Studiotopia Consortium is pleased to announce the appointment of Maja and Reuben Fowkes, who join the project as the curators of the Studiotopia Joint Travelling Exhibition starting in early 2022.
Since 2019, the intention of the Studiotopia project was to raise awareness and foster creative and critical reflections about ecological and societal challenges, such as climate change, migration, pollution, responsible consumption, health and well-being and much more. The starting point of the Studiotopia project and one of the core activities was its unique and long-term European-wide Art&Science Residency Programme. More than 13 artists and 25 scientists have been invited to team up for a 17 months-long residency programme. Our participants are based in 18 countries.

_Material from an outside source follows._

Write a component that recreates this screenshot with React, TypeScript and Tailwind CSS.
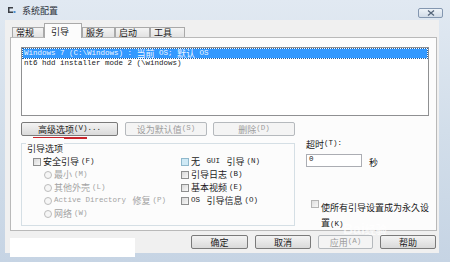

As the residency programme now approaches the last phase, the newly appointed curators will be assigned with the task to contextualise and showcase concepts, artworks, research questions, prototypes and educational performative interventions developed during the Art&Science Residency programme.
The different iterations of the travelling exhibition are co-organised and hosted together with the European partners Łaźnia Centre for Contemporary Art (Gdansk, Poland), Cluj Cultural Centre (Romania) and Bozar, Centre for Fine Arts (Brussels, Belgium), the latter acting as the the main coordinator of the travelling exhibition series. Appointed in September 2021, Maja and Reuben Fowkes will be involved in the close collaboration and curation of the 3 international exhibitions.
In conversation with the Studiotopia programme coordinator Ina Ciumakova, Maja and Reuben Fowkes said: “It’s a great opportunity to join the Studiotopia project as curators of the travelling exhibition and we’re really excited to discover the conceptual threads connecting the collaborative residencies that are already underway and to work with such an impressive and diverse group of international artists and art spaces across Europe. After all the lockdowns, during which we focused more on writing, especially a forthcoming book on Art and Climate Change, we’re especially glad to have the chance to immerse ourselves in curating a series of In-Real-Life exhibitions”
(I.C.) What's your curatorial approach or how do you position yourself within an art&science context?
(M.R.F.) “Faced with the systemic questions raised by climate breakdown, and as urgent solutions to ecological crisis slip further out of reach, no single branch of knowledge has all the answers, and contemporary art has the ability to bring together interdisciplinary thinking in unexpected constellations. Collaborations between artists and scientists are at their most valuable when they’re not seen simply as a unidirectional process of artists learning from scientists, but rather as a reciprocal exchange in which ideas and methods travel in both directions. It is the potential for just such confluences of knowledge that we aim to explore through the Studiotopia exhibition.”
(I.C.) Speaking of your curatorial work, how important are topics of ecology and sustainability?
(M.R.F.) “Artistic engagements with ecology, sustainability and the Anthropocene have long been at the centre of our research and curatorial practice, which we often approach through complex projects in which thematic group shows are in dialogue with discursive events, editorial platforms and excursions to sites of crisis and resilience. As we begin our work with Studiotopia, we are looking forward to working with each of the venues of the travelling exhibition to find ways to connect with local researchers and art scenes, as well as to engage multiple publics with the vital issues raised by the project.”
Maja and Reuben Fowkes are founders of the Translocal Institute for Contemporary Art and co-directors of the Postsocialist Art Centre (PACT) at the Institute of Advanced Studies, University College London. They are the authors of Art and Climate Change (Thames & Hudson, 2022), Central and Eastern European Art Since 1950 (Thames & Hudson, 2020) and editors of Ilona Németh: Eastern Sugar (Sternberg Press, 2021). Their curatorial projects include the exhibition Potential Agrarianisms at Kunsthalle Bratislava, the multi-year programs of the Anthropocene Reading Room and the Danube River School, the group shows Walking without Footprints, Like a Bird and Loophole to Happiness, and a trilogy of exhibitions on the revolutions of 1956, 1968 and 1989. They also co-founded the Environmental Arts and Humanities Initiative at Central European University, where they curated a series of interdisciplinary arts-led projects, including a conference on Vegetal Mediations: Plant Agency in Contemporary Art. They have written numerous chapters and journal articles, including in the Routledge Companion to Art and Climate Change, contributed to the exhibition publications of major museums, such as Ludwig Museum for Contemporary Art Vienna, ZKM Karlsruhe and Muzeum Sztuki Lodz, and given lectures and led workshops in prominent contemporary art venues, including MoMA New York, ICA London, Whitechapel Gallery, Pérez Art Museum Miami and MACBA Barcelona.